Identify and prioritize services based on the potential of intolerable harm to end consumers or risk to market integrity.
Define appropriate maximum impact tolerance of an important business service. This is reviewed annually using metrics to measure impact tolerance and answers questions like, “How long (in hours) can a service be offline before causing intolerable harm to end consumers?”
Document a complete view of all the aspects required to deliver each important service. This includes people, processes, technology, facilities, and information (resources). Firms should also test their ability to remain within the impact tolerances and provide assurance of resilience along with areas that need to be addressed.

What is a game day?

The AWS Well-Architected Framework defines a game day as follows:

“A game day simulates a failure or event to test systems, processes, and team responses. The purpose is to actually perform the actions the team would perform as if an exceptional event happened. These should be conducted regularly so that your team builds “muscle memory” on how to respond. Your game days should cover the areas of operations, security, reliability, performance, and cost.

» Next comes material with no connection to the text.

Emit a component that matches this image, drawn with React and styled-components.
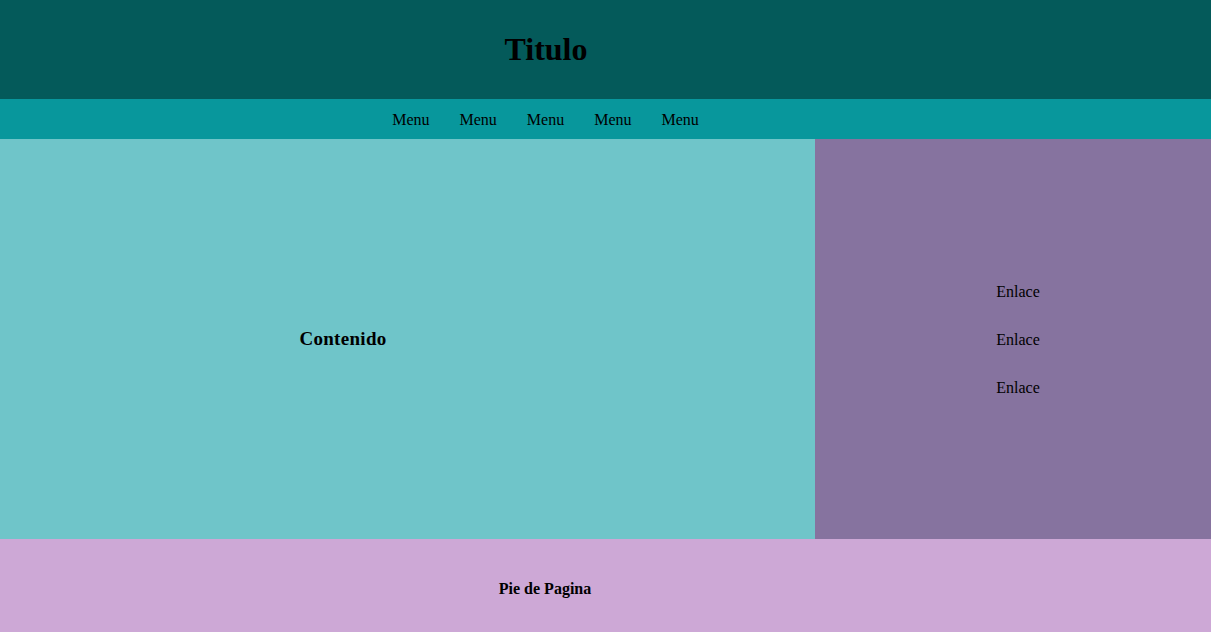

In AWS, your game days can be carried out with replicas of your production environment using AWS CloudFormation. This enables you to test in a safe environment that resembles your production environment closely.”

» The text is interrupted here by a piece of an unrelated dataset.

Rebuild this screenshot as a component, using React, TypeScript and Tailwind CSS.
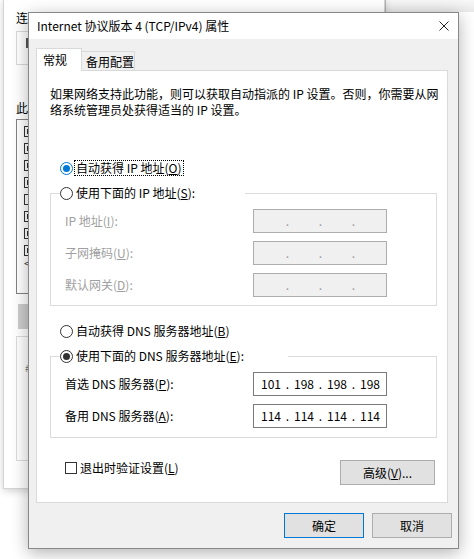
import React from 'react';

const ui = "font-['Noto_Sans_CJK_SC','Noto_Sans',sans-serif] text-[12px] leading-[16px] text-black";

function Radio({ checked = false, focused = false }: { checked?: boolean; focused?: boolean }) {
  return (
    <span
      className={`flex h-[13px] w-[13px] shrink-0 items-center justify-center rounded-full border bg-white ${
        focused ? 'border-[#0078d7]' : 'border-[#333333]'
      }`}
    >
      {checked && <span className={`h-[7px] w-[7px] rounded-full ${focused ? 'bg-[#0078d7]' : 'bg-[#333333]'}`} />}
    </span>
  );
}

function IpBox({ parts, disabled = false }: { parts: string[]; disabled?: boolean }) {
  return (
    <div
      className={`flex h-[24px] w-[134px] items-center border pl-[5px] ${
        disabled ? 'border-[#adadad] bg-[#f0f0f0] text-[#9a9a9a]' : 'border-[#7a7a7a] bg-white text-black'
      }`}
    >
      {parts.map((p, i) => (
        <React.Fragment key={i}>
          {i > 0 && <span className="w-[9px] text-center">.</span>}
          <span className="w-[24px] text-center">{p}</span>
        </React.Fragment>
      ))}
    </div>
  );
}

function Row({ label, parts, disabled = false }: { label: React.ReactNode; parts: string[]; disabled?: boolean }) {
  return (
    <div className="flex h-[24px] items-center">
      <span className={`w-[188px] ${disabled ? 'text-[#a0a0a0]' : 'text-black'}`}>{label}</span>
      <IpBox parts={parts} disabled={disabled} />
    </div>
  );
}

// the network adapter window sitting behind the dialog
function BackWindow() {
  const boxes = [135, 155, 173, 193, 213, 233, 253, 272];
  return (
    <div className="absolute left-[3px] top-[-1px] h-[490px] w-[382px] border-x border-b border-[#d4d4d4] bg-white shadow-[0_2px_8px_rgba(0,0,0,0.18)]">
      <div className={`${ui} flex flex-col pl-[12px]`}>
        <span className="mt-[11px]">连</span>
        <div className="mt-[5px] h-[34px] w-[300px] border border-[#d9d9d9] pl-[9px] pt-[6px]">
          <span className="block h-[10px] w-[2px] bg-[#555]" />
        </div>
        <span className="mt-[35px]">此</span>
        <div className="mt-[3px] flex h-[175px] w-[300px] flex-col border border-[#828282] pl-[7px]">
          {boxes.map((y, i) => (
            <span
              key={y}
              className="mt-[6px] flex h-[11px] w-[11px] items-center justify-center border border-[#333] bg-white"
            >
              {i !== 4 && <span className="h-[5px] w-[5px] bg-[#333]" />}
            </span>
          ))}
          <span className="mt-[1px] text-[11px] leading-[12px] text-[#444]">&lt;</span>
        </div>
        <div className="ml-[2px] mt-[10px] h-[25px] w-[80px] bg-[#cccccc]" />
        <div className="mt-[7px] h-[125px] w-[300px] border border-[#dcdcdc] pl-[8px] pt-[26px]">
          <span className="block text-[10px] leading-[10px] text-[#777]">#</span>
        </div>
      </div>
    </div>
  );
}

export default function App() {
  return (
    <div className={`${ui} relative h-[559px] w-[474px] overflow-hidden bg-white`}>
      <div className="absolute left-[385px] top-0 h-[12px] w-[89px] border-l border-[#bdbdbd] bg-gradient-to-b from-[#f7f7f7] to-[#e9e9e9]" />
      <BackWindow />

      {/* dialog */}
      <div className="absolute left-[28px] top-[12px] flex h-[537px] w-[431px] flex-col border border-[#888888] bg-[#f0f0f0] shadow-[0_4px_16px_rgba(0,0,0,0.3)]">
        <div className="flex h-[26px] items-center justify-between bg-white pl-[8px] pr-[9px]">
          <span>Internet 协议版本 4 (TCP/IPv4) 属性</span>
          <svg width="10" height="10" viewBox="0 0 10 10" className="text-[#222]">
            <path d="M0.5 0.5 L9.5 9.5 M9.5 0.5 L0.5 9.5" stroke="currentColor" strokeWidth="1" fill="none" />
          </svg>
        </div>

        <div className="flex flex-col pl-[7px] pt-[9px]">
          {/* tabs */}
          <div className="flex h-[22px] items-end">
            <div className="relative z-10 mb-[-1px] h-[23px] w-[46px] border-x border-t border-[#d9d9d9] bg-white pl-[6px] pt-[3px]">
              常规
            </div>
            <div className="h-[19px] w-[53px] border-r border-t border-[#d9d9d9] bg-[#f0f0f0] pl-[4px] pt-[2px]">
              备用配置
            </div>
          </div>

          {/* panel */}
          <div className="flex h-[433px] w-[412px] flex-col border border-[#d9d9d9] bg-white pl-[13px] pr-[10px] pt-[15px]">
            <p className="whitespace-nowrap">
              如果网络支持此功能，则可以获取自动指派的 IP 设置。否则，你需要从网
              <br />
              络系统管理员处获得适当的 IP 设置。
            </p>

            <div className="mt-[42px] flex h-[16px] items-center gap-[1px] pl-[10px]">
              <Radio checked focused />
              <span className="border border-dotted border-black px-[1px] leading-[14px]">
                自动获得 IP 地址(<u>O</u>)
              </span>
            </div>

            <fieldset className="mt-[9px] border border-[#dcdcdc] px-[14px] pb-[8px] pt-[8px]">
              <legend className="ml-[-5px] w-[185px]">
                <span className="flex h-[16px] items-center gap-[3px]">
                  <Radio />
                  <span>
                    使用下面的 IP 地址(<u>S</u>):
                  </span>
                </span>
              </legend>
              <div className="flex flex-col gap-[8px]">
                <Row disabled label={<>IP 地址(<u>I</u>):</>} parts={['', '', '', '']} />
                <Row disabled label={<>子网掩码(<u>U</u>):</>} parts={['', '', '', '']} />
                <Row disabled label={<>默认网关(<u>D</u>):</>} parts={['', '', '', '']} />
              </div>
            </fieldset>

            <div className="mt-[17px] flex h-[16px] items-center gap-[3px] pl-[10px]">
              <Radio />
              <span>
                自动获得 DNS 服务器地址(<u>B</u>)
              </span>
            </div>

            <fieldset className="mt-[9px] border border-[#dcdcdc] px-[14px] pb-[9px] pt-[8px]">
              <legend className="ml-[-5px] w-[228px]">
                <span className="flex h-[16px] items-center gap-[3px]">
                  <Radio checked />
                  <span>
                    使用下面的 DNS 服务器地址(<u>E</u>):
                  </span>
                </span>
              </legend>
              <div className="flex flex-col gap-[8px]">
                <Row label={<>首选 DNS 服务器(<u>P</u>):</>} parts={['101', '198', '198', '198']} />
                <Row label={<>备用 DNS 服务器(<u>A</u>):</>} parts={['114', '114', '114', '114']} />
              </div>
            </fieldset>

            <div className="mt-[22px] flex items-start justify-between">
              <div className="flex h-[16px] items-center gap-[3px] pl-[15px]">
                <span className="h-[12px] w-[12px] border border-[#333333] bg-white" />
                <span>
                  退出时验证设置(<u>L</u>)
                </span>
              </div>
              <button className="mr-[2px] h-[25px] w-[95px] border border-[#adadad] bg-[#e1e1e1]">
                高级(<u>V</u>)...
              </button>
            </div>
          </div>

          {/* buttons */}
          <div className="mt-[10px] flex justify-end gap-[8px] pr-[6px]">
            <button className="h-[25px] w-[80px] border border-[#0078d7] bg-[#e1e1e1]">确定</button>
            <button className="h-[25px] w-[80px] border border-[#adadad] bg-[#e1e1e1]">取消</button>
          </div>
        </div>
      </div>
    </div>
  );
}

Running game days that simulate system failure helps your organization evaluate and build operational resilience.

How can game days help build operational resilience?

Running a game day alone is not sufficient to ensure operational resilience. However, by navigating the following process to set up and perform a game day, you will establish a best practice-based approach for operating resilient systems.

Stage 1 – Identify key services

As part of setting up a game day event, you will catalog and identify business-critical services.

Game days are performed to test services where operational failure could result in significant financial, customer, and/or reputational impact to the firm. Game days can also evaluate other key factors, like the impact of a failure on the wider market where your firm operates.

For example, a firm may identify its digital banking mobile application from which their customers can initiate payments as one of its important business services.

Stage 2 – Map people, process, and technology supporting the business service

Game days are holistic events. To get a full picture of how the different aspects of your workload operate together, you’ll generate a detailed map of people and processes as they interact and operate the technical and non-technical components of the system. This mapping also helps your end consumers understand how you will provide them reliable support during a failure.

Stage 3 – Define and perform failure scenarios

Systems fail, and failures often happen when a system is operating at scale because various services working together can introduce complexity. To ensure operational resilience, you must understand how systems react and adapt to failures. To do this, you’ll identify and perform failure scenarios so you can understand how your systems will react and adapt and build “muscle memory” for actual events.

AWS builds to guard against outages and incidents, and accounts for them in the design of AWS services—so when disruptions do occur, their impact on customers and the continuity of services is as minimal as possible. At AWS, we employ compartmentalization throughout our infrastructure and services. We have multiple constructs that provide different levels of independent, redundant components.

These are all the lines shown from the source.